-- START OF Data --

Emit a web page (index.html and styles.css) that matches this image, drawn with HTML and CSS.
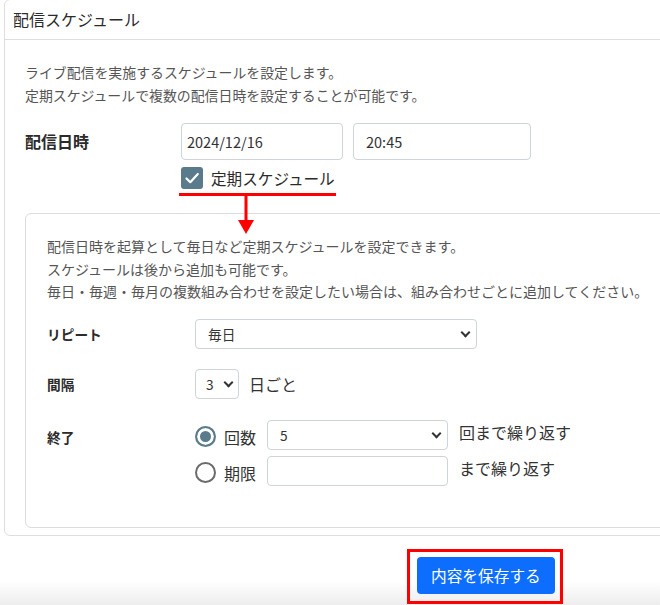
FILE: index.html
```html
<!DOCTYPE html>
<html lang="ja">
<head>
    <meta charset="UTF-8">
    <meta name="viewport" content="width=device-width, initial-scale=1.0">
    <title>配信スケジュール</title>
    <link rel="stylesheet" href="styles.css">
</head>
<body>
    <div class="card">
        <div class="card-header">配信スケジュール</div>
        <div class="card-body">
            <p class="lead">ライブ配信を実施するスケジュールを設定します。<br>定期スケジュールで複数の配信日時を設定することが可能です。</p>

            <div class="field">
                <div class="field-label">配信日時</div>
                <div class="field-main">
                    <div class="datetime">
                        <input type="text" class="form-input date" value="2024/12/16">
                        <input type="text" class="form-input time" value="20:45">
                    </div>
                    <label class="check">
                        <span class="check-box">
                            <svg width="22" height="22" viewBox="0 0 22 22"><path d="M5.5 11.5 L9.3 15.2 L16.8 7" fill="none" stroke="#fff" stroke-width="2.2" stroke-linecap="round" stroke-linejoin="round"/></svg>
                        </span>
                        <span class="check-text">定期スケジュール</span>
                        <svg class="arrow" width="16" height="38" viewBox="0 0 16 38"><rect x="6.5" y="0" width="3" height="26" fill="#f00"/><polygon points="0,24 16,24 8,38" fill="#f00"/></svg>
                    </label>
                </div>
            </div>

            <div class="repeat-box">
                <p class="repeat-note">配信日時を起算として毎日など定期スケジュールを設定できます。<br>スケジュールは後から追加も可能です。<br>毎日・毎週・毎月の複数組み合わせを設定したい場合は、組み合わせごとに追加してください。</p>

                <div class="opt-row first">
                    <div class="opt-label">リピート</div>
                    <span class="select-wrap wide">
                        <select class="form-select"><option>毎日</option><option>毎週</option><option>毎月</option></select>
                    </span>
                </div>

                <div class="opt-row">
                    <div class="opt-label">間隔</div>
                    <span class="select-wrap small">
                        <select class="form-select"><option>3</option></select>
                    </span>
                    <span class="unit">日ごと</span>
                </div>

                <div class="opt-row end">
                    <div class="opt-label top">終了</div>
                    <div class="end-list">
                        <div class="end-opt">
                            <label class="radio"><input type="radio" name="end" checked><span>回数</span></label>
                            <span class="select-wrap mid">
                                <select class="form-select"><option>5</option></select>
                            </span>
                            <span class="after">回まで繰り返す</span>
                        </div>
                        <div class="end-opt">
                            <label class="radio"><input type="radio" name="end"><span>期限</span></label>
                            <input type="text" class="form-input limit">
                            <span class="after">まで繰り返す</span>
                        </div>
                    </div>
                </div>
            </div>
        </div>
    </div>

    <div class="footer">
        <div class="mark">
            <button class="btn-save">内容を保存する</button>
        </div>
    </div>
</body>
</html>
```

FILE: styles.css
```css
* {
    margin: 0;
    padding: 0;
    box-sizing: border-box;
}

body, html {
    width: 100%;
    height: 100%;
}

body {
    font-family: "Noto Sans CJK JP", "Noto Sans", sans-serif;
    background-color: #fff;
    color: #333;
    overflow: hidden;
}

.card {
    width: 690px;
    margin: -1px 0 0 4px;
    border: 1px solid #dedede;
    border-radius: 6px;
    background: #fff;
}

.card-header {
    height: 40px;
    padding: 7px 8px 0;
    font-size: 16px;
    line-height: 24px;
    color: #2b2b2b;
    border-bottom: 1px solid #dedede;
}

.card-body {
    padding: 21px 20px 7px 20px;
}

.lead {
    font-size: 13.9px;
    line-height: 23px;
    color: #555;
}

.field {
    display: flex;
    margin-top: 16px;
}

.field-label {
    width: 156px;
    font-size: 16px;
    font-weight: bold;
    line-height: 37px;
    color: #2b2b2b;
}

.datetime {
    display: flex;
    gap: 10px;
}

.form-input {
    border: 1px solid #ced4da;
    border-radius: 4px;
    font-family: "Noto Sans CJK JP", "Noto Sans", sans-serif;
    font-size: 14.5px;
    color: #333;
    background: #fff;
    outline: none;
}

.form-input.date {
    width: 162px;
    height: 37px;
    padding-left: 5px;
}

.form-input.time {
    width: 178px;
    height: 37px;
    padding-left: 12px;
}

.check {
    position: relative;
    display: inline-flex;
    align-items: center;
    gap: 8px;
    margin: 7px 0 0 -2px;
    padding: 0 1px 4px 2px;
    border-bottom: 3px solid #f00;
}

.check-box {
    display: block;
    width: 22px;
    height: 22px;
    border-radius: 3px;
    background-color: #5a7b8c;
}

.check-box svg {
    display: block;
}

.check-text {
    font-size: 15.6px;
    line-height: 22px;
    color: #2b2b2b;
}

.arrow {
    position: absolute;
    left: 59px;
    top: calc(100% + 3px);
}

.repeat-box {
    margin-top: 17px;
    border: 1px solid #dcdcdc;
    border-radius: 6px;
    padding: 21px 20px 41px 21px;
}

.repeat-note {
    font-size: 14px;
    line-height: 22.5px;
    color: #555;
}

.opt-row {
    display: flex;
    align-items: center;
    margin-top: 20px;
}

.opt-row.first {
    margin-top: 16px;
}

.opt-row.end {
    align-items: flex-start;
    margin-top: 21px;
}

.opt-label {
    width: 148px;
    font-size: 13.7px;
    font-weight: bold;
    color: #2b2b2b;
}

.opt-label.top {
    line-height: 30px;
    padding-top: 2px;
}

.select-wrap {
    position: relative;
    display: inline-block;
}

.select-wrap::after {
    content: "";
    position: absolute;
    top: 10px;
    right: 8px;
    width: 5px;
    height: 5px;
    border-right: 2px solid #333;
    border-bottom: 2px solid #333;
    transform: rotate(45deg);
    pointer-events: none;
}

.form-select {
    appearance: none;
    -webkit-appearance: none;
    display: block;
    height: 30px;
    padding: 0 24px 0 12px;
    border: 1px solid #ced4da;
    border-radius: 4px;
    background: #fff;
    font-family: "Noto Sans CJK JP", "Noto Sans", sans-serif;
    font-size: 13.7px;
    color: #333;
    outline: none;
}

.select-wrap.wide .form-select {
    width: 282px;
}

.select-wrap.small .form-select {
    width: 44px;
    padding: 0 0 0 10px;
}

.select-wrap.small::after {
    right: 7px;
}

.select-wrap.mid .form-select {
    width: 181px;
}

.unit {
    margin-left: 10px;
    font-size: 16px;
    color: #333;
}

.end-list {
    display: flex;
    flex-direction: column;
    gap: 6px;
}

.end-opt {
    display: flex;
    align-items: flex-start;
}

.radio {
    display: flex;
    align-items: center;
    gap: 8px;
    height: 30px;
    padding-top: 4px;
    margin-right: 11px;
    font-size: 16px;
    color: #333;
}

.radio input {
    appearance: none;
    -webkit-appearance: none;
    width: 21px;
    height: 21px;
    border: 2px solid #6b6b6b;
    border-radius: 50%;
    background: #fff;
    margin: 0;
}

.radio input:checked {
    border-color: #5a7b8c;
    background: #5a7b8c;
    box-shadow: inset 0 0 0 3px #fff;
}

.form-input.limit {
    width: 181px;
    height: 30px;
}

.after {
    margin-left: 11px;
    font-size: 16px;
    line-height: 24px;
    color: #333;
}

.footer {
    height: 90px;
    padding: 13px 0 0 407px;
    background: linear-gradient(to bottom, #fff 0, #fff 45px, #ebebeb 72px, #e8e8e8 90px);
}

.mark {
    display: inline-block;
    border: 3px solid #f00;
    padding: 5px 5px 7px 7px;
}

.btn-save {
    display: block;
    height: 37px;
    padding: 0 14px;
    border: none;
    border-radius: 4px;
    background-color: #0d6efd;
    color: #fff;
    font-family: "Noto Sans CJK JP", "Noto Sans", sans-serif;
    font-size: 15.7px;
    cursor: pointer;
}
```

-- END OF Data --

The listing above needs to be output again exactly. Don't include the pictures.

Emit a web page (index.html and styles.css) that matches this image, drawn with HTML and CSS.
FILE: index.html
```html
<!DOCTYPE html>
<html lang="ja">
<head>
    <meta charset="UTF-8">
    <meta name="viewport" content="width=device-width, initial-scale=1.0">
    <title>配信スケジュール</title>
    <link rel="stylesheet" href="styles.css">
</head>
<body>
    <div class="card">
        <div class="card-header">配信スケジュール</div>
        <div class="card-body">
            <p class="lead">ライブ配信を実施するスケジュールを設定します。<br>定期スケジュールで複数の配信日時を設定することが可能です。</p>

            <div class="field">
                <div class="field-label">配信日時</div>
                <div class="field-main">
                    <div class="datetime">
                        <input type="text" class="form-input date" value="2024/12/16">
                        <input type="text" class="form-input time" value="20:45">
                    </div>
                    <label class="check">
                        <span class="check-box">
                            <svg width="22" height="22" viewBox="0 0 22 22"><path d="M5.5 11.5 L9.3 15.2 L16.8 7" fill="none" stroke="#fff" stroke-width="2.2" stroke-linecap="round" stroke-linejoin="round"/></svg>
                        </span>
                        <span class="check-text">定期スケジュール</span>
                        <svg class="arrow" width="16" height="38" viewBox="0 0 16 38"><rect x="6.5" y="0" width="3" height="26" fill="#f00"/><polygon points="0,24 16,24 8,38" fill="#f00"/></svg>
                    </label>
                </div>
            </div>

            <div class="repeat-box">
                <p class="repeat-note">配信日時を起算として毎日など定期スケジュールを設定できます。<br>スケジュールは後から追加も可能です。<br>毎日・毎週・毎月の複数組み合わせを設定したい場合は、組み合わせごとに追加してください。</p>

                <div class="opt-row first">
                    <div class="opt-label">リピート</div>
                    <span class="select-wrap wide">
                        <select class="form-select"><option>毎日</option><option>毎週</option><option>毎月</option></select>
                    </span>
                </div>

                <div class="opt-row">
                    <div class="opt-label">間隔</div>
                    <span class="select-wrap small">
                        <select class="form-select"><option>3</option></select>
                    </span>
                    <span class="unit">日ごと</span>
                </div>

                <div class="opt-row end">
                    <div class="opt-label top">終了</div>
                    <div class="end-list">
                        <div class="end-opt">
                            <label class="radio"><input type="radio" name="end" checked><span>回数</span></label>
                            <span class="select-wrap mid">
                                <select class="form-select"><option>5</option></select>
                            </span>
                            <span class="after">回まで繰り返す</span>
                        </div>
                        <div class="end-opt">
                            <label class="radio"><input type="radio" name="end"><span>期限</span></label>
                            <input type="text" class="form-input limit">
                            <span class="after">まで繰り返す</span>
                        </div>
                    </div>
                </div>
            </div>
        </div>
    </div>

    <div class="footer">
        <div class="mark">
            <button class="btn-save">内容を保存する</button>
        </div>
    </div>
</body>
</html>
```

FILE: styles.css
```css
* {
    margin: 0;
    padding: 0;
    box-sizing: border-box;
}

body, html {
    width: 100%;
    height: 100%;
}

body {
    font-family: "Noto Sans CJK JP", "Noto Sans", sans-serif;
    background-color: #fff;
    color: #333;
    overflow: hidden;
}

.card {
    width: 690px;
    margin: -1px 0 0 4px;
    border: 1px solid #dedede;
    border-radius: 6px;
    background: #fff;
}

.card-header {
    height: 40px;
    padding: 7px 8px 0;
    font-size: 16px;
    line-height: 24px;
    color: #2b2b2b;
    border-bottom: 1px solid #dedede;
}

.card-body {
    padding: 21px 20px 7px 20px;
}

.lead {
    font-size: 13.9px;
    line-height: 23px;
    color: #555;
}

.field {
    display: flex;
    margin-top: 16px;
}

.field-label {
    width: 156px;
    font-size: 16px;
    font-weight: bold;
    line-height: 37px;
    color: #2b2b2b;
}

.datetime {
    display: flex;
    gap: 10px;
}

.form-input {
    border: 1px solid #ced4da;
    border-radius: 4px;
    font-family: "Noto Sans CJK JP", "Noto Sans", sans-serif;
    font-size: 14.5px;
    color: #333;
    background: #fff;
    outline: none;
}

.form-input.date {
    width: 162px;
    height: 37px;
    padding-left: 5px;
}

.form-input.time {
    width: 178px;
    height: 37px;
    padding-left: 12px;
}

.check {
    position: relative;
    display: inline-flex;
    align-items: center;
    gap: 8px;
    margin: 7px 0 0 -2px;
    padding: 0 1px 4px 2px;
    border-bottom: 3px solid #f00;
}

.check-box {
    display: block;
    width: 22px;
    height: 22px;
    border-radius: 3px;
    background-color: #5a7b8c;
}

.check-box svg {
    display: block;
}

.check-text {
    font-size: 15.6px;
    line-height: 22px;
    color: #2b2b2b;
}

.arrow {
    position: absolute;
    left: 59px;
    top: calc(100% + 3px);
}

.repeat-box {
    margin-top: 17px;
    border: 1px solid #dcdcdc;
    border-radius: 6px;
    padding: 21px 20px 41px 21px;
}

.repeat-note {
    font-size: 14px;
    line-height: 22.5px;
    color: #555;
}

.opt-row {
    display: flex;
    align-items: center;
    margin-top: 20px;
}

.opt-row.first {
    margin-top: 16px;
}

.opt-row.end {
    align-items: flex-start;
    margin-top: 21px;
}

.opt-label {
    width: 148px;
    font-size: 13.7px;
    font-weight: bold;
    color: #2b2b2b;
}

.opt-label.top {
    line-height: 30px;
    padding-top: 2px;
}

.select-wrap {
    position: relative;
    display: inline-block;
}

.select-wrap::after {
    content: "";
    position: absolute;
    top: 10px;
    right: 8px;
    width: 5px;
    height: 5px;
    border-right: 2px solid #333;
    border-bottom: 2px solid #333;
    transform: rotate(45deg);
    pointer-events: none;
}

.form-select {
    appearance: none;
    -webkit-appearance: none;
    display: block;
    height: 30px;
    padding: 0 24px 0 12px;
    border: 1px solid #ced4da;
    border-radius: 4px;
    background: #fff;
    font-family: "Noto Sans CJK JP", "Noto Sans", sans-serif;
    font-size: 13.7px;
    color: #333;
    outline: none;
}

.select-wrap.wide .form-select {
    width: 282px;
}

.select-wrap.small .form-select {
    width: 44px;
    padding: 0 0 0 10px;
}

.select-wrap.small::after {
    right: 7px;
}

.select-wrap.mid .form-select {
    width: 181px;
}

.unit {
    margin-left: 10px;
    font-size: 16px;
    color: #333;
}

.end-list {
    display: flex;
    flex-direction: column;
    gap: 6px;
}

.end-opt {
    display: flex;
    align-items: flex-start;
}

.radio {
    display: flex;
    align-items: center;
    gap: 8px;
    height: 30px;
    padding-top: 4px;
    margin-right: 11px;
    font-size: 16px;
    color: #333;
}

.radio input {
    appearance: none;
    -webkit-appearance: none;
    width: 21px;
    height: 21px;
    border: 2px solid #6b6b6b;
    border-radius: 50%;
    background: #fff;
    margin: 0;
}

.radio input:checked {
    border-color: #5a7b8c;
    background: #5a7b8c;
    box-shadow: inset 0 0 0 3px #fff;
}

.form-input.limit {
    width: 181px;
    height: 30px;
}

.after {
    margin-left: 11px;
    font-size: 16px;
    line-height: 24px;
    color: #333;
}

.footer {
    height: 90px;
    padding: 13px 0 0 407px;
    background: linear-gradient(to bottom, #fff 0, #fff 45px, #ebebeb 72px, #e8e8e8 90px);
}

.mark {
    display: inline-block;
    border: 3px solid #f00;
    padding: 5px 5px 7px 7px;
}

.btn-save {
    display: block;
    height: 37px;
    padding: 0 14px;
    border: none;
    border-radius: 4px;
    background-color: #0d6efd;
    color: #fff;
    font-family: "Noto Sans CJK JP", "Noto Sans", sans-serif;
    font-size: 15.7px;
    cursor: pointer;
}
```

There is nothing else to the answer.